* _Set task_: Single out the lines that include the word "React". Copy them.

* _Dataset content_:

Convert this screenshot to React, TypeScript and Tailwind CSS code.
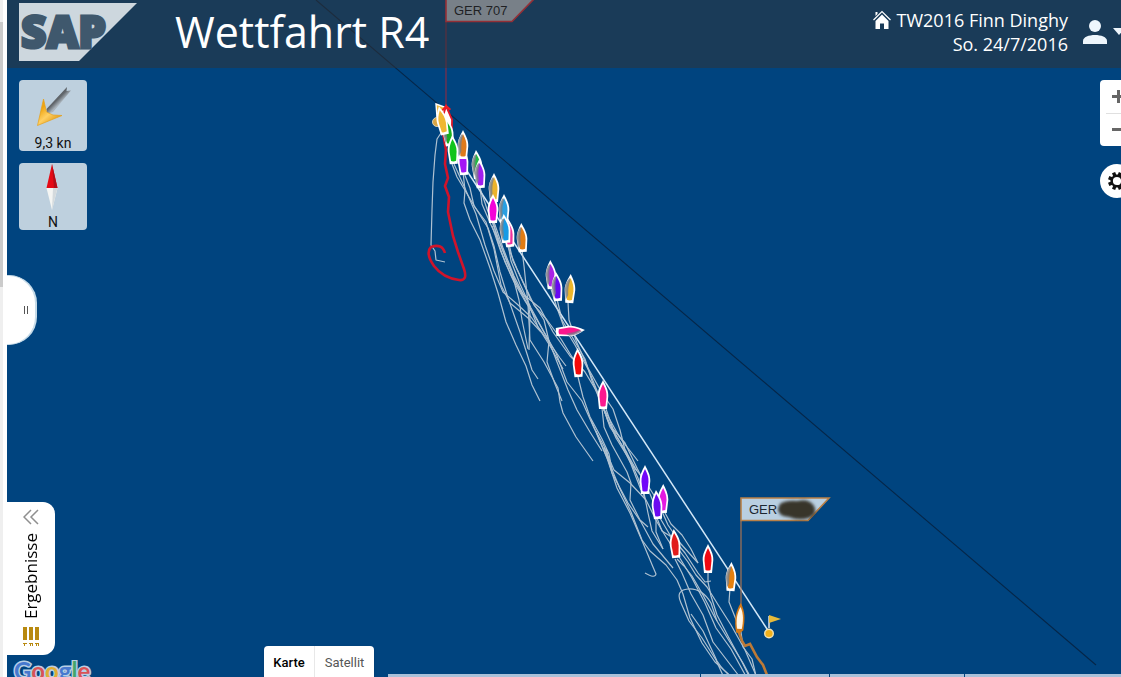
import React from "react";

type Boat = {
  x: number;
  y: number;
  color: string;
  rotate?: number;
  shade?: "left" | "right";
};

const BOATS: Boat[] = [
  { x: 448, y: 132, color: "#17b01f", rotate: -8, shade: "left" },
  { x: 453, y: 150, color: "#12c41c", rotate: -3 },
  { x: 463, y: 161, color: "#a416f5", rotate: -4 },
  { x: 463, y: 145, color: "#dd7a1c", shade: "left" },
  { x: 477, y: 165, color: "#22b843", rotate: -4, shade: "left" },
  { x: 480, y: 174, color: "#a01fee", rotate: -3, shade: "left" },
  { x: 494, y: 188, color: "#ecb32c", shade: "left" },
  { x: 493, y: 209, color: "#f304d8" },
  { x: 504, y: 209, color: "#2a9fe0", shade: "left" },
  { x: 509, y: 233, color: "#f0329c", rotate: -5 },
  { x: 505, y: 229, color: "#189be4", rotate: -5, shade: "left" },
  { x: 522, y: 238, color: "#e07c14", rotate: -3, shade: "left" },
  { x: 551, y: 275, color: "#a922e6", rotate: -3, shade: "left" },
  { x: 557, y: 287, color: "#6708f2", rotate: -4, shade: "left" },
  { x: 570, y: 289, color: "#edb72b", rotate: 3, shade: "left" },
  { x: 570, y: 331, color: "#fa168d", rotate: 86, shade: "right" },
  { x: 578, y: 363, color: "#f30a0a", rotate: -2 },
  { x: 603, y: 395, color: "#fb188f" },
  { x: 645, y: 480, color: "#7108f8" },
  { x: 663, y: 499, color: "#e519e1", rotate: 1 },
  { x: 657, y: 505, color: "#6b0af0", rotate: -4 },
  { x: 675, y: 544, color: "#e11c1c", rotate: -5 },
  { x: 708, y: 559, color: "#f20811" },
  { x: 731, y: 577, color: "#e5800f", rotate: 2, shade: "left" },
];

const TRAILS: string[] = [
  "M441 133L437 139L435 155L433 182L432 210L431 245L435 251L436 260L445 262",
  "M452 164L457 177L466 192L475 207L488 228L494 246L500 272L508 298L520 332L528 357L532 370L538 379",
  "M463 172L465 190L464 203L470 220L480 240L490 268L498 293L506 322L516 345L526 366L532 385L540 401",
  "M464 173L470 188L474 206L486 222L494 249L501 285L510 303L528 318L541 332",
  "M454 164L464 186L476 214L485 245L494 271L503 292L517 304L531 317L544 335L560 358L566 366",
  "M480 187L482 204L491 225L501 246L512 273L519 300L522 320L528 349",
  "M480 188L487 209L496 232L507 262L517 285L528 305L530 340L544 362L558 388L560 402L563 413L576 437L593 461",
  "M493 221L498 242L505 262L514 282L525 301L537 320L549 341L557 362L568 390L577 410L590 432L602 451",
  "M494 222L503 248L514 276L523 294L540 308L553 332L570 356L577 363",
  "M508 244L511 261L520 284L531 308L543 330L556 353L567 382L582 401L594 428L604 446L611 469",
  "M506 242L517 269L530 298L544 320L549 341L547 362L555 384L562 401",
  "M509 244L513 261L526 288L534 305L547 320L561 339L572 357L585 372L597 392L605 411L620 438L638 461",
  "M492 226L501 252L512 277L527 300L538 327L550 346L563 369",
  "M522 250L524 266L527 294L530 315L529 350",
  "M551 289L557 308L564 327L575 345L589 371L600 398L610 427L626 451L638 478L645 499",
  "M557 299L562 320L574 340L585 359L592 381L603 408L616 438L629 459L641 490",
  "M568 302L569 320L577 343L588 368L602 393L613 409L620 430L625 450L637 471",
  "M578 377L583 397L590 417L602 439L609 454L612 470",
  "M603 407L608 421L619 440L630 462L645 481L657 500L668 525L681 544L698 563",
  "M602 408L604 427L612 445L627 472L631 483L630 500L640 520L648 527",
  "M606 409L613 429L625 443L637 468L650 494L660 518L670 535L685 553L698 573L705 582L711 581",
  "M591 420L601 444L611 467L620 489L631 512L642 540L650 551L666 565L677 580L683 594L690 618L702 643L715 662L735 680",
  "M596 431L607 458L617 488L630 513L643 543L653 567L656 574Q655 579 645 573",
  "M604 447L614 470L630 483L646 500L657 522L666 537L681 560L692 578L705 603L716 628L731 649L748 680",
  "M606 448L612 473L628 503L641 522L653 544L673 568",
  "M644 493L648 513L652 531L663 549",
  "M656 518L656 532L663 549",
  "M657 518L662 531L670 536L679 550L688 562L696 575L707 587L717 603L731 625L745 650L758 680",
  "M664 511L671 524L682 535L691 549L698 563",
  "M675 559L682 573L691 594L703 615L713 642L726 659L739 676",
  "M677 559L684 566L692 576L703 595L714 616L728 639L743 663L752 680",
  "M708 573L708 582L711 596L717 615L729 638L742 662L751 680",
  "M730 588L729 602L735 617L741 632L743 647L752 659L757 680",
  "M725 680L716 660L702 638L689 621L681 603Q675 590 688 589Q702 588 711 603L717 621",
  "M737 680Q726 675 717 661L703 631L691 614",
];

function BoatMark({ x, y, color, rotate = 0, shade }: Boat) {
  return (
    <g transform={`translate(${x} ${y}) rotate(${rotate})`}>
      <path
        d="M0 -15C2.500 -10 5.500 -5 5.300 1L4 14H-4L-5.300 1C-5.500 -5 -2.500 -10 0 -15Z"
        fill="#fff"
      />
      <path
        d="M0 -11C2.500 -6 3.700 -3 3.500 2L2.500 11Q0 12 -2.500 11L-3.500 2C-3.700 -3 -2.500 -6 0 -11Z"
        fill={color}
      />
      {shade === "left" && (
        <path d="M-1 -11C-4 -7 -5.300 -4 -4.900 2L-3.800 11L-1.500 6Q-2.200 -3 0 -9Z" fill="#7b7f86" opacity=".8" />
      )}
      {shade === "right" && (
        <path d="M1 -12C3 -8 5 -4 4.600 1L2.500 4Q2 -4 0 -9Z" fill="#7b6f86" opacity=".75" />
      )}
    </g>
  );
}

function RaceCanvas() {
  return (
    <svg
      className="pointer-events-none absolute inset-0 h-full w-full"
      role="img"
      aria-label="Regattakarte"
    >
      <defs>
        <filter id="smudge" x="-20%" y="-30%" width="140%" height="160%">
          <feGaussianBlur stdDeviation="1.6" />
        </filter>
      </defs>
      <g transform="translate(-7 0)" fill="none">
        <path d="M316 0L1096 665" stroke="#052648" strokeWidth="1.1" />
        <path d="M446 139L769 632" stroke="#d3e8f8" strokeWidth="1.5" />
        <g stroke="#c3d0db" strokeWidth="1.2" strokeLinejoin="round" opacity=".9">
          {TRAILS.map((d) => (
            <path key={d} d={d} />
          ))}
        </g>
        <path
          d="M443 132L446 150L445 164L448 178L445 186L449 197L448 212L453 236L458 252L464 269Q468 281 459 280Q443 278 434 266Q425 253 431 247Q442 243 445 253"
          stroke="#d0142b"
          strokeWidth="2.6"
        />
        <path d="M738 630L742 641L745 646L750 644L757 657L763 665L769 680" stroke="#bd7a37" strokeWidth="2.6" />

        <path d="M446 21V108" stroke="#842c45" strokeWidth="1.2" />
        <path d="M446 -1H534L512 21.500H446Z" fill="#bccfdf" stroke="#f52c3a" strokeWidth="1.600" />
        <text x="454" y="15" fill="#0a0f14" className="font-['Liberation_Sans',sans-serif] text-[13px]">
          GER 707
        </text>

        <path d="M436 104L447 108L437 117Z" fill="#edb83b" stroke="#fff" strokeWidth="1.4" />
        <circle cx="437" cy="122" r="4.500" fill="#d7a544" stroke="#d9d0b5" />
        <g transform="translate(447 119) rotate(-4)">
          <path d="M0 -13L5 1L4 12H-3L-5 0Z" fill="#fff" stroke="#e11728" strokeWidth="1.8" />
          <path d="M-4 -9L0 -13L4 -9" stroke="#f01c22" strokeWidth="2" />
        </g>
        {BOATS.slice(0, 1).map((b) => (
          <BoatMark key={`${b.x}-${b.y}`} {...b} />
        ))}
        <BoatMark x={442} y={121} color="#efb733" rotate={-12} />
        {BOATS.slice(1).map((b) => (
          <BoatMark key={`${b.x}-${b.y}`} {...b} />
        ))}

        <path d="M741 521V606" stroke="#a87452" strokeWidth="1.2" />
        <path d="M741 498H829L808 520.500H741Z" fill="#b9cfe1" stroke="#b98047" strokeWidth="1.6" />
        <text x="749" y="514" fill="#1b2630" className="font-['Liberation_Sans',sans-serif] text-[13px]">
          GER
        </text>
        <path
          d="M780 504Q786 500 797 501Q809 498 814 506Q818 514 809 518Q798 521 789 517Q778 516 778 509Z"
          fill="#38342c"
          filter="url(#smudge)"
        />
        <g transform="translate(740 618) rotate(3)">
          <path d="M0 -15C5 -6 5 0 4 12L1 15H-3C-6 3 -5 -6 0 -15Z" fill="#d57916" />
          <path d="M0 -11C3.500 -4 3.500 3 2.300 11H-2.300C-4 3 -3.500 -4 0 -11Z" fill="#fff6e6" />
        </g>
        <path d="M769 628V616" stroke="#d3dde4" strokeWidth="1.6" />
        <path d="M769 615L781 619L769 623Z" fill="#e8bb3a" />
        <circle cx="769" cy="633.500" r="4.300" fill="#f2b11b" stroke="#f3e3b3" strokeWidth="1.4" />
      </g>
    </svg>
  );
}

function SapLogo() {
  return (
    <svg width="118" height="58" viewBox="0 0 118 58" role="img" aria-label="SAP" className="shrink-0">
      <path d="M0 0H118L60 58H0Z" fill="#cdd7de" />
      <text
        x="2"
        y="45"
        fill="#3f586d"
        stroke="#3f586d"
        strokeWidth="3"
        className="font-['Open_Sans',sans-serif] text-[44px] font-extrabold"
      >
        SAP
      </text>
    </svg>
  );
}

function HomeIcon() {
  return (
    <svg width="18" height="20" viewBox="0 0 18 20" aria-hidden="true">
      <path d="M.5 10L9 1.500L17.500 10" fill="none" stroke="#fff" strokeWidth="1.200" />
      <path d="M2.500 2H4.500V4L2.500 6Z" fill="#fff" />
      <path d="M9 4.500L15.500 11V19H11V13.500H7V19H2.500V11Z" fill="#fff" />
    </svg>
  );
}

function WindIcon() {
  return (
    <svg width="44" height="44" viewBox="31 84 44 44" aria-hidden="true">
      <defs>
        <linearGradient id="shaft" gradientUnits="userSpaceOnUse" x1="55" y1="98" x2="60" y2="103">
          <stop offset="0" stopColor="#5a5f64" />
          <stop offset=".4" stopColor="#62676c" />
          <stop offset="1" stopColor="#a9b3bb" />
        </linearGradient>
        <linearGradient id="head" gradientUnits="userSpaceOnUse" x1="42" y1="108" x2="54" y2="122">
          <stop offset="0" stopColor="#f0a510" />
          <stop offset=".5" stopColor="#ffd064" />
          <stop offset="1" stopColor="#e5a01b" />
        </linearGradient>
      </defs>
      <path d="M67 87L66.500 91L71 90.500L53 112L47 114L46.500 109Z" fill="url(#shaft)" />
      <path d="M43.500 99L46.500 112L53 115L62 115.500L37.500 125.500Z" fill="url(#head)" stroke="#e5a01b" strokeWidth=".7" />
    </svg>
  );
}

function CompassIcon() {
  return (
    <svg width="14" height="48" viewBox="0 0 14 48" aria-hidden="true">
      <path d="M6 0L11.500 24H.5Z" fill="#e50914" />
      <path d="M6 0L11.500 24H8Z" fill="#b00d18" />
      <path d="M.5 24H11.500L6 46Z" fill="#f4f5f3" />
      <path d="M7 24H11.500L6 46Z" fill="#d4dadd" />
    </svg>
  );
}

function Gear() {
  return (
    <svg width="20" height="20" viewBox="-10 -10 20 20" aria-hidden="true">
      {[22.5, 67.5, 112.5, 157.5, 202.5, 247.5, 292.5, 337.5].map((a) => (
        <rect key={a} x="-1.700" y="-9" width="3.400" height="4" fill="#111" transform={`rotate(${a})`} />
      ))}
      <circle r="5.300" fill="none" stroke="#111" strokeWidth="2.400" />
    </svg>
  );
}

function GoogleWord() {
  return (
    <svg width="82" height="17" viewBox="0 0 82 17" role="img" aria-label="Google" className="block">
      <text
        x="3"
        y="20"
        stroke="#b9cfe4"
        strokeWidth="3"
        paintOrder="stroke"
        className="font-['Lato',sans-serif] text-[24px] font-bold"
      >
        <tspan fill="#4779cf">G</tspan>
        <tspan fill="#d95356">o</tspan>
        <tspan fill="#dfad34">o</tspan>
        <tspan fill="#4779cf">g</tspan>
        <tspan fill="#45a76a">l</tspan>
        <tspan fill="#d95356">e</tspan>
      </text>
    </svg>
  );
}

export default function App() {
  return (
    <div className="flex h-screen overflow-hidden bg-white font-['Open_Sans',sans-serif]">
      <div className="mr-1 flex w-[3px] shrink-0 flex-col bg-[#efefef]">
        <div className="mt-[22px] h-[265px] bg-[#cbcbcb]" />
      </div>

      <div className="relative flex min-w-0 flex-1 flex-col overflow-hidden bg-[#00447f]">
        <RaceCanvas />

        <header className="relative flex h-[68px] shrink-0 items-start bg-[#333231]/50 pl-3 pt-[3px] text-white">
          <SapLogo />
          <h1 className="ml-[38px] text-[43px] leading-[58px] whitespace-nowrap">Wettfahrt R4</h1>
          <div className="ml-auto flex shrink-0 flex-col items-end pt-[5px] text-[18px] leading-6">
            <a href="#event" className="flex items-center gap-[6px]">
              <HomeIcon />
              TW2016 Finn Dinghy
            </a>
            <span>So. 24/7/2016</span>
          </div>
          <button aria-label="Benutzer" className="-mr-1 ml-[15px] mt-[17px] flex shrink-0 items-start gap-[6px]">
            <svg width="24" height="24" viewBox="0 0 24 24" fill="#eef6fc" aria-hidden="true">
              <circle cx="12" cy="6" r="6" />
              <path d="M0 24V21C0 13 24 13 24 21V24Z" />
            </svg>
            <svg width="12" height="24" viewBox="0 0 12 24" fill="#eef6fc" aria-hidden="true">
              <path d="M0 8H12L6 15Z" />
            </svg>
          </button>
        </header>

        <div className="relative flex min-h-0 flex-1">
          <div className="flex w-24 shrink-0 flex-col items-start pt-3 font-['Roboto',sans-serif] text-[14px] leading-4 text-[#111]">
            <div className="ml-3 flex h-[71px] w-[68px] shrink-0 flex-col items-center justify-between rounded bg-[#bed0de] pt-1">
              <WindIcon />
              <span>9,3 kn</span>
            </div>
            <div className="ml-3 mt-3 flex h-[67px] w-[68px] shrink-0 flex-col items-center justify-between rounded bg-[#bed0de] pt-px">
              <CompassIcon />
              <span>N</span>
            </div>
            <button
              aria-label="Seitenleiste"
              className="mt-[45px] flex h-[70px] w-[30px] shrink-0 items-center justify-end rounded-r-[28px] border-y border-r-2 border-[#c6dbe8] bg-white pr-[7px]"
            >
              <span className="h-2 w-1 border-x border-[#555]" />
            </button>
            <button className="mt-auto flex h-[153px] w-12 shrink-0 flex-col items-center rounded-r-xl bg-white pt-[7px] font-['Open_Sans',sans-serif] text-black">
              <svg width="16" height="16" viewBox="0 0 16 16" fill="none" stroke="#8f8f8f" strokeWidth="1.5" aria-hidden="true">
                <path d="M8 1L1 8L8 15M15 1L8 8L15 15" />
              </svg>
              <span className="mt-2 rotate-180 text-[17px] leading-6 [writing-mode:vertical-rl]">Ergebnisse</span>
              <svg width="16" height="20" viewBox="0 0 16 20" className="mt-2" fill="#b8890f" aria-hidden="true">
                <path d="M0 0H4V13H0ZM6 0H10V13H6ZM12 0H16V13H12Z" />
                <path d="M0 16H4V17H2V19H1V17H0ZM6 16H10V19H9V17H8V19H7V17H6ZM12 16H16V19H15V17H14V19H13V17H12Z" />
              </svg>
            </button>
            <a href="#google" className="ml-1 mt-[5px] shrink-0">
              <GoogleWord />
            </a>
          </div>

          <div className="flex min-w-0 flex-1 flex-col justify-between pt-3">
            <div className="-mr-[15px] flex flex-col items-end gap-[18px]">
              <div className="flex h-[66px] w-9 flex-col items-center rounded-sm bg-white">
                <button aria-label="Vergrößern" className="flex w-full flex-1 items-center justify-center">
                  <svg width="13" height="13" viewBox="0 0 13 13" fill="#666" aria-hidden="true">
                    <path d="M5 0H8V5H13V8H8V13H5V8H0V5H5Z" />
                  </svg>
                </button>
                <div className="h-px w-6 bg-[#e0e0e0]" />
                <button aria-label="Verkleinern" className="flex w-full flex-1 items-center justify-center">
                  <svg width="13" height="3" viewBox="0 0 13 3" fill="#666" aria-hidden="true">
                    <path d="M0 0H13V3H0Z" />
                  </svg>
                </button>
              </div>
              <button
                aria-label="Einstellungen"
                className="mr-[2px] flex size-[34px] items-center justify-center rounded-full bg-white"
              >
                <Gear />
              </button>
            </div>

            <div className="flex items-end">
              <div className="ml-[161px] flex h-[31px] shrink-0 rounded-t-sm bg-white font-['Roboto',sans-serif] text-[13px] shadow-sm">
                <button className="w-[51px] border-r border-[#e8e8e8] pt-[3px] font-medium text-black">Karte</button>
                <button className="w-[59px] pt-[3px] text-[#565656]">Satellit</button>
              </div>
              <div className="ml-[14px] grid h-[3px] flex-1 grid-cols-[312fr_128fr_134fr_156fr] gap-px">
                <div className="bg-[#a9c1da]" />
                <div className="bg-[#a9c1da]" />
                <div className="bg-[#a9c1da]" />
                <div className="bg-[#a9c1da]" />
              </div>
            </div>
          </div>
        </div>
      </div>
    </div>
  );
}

* _Exercise output_:
Convert this screenshot to React, TypeScript and Tailwind CSS code.
import React from "react";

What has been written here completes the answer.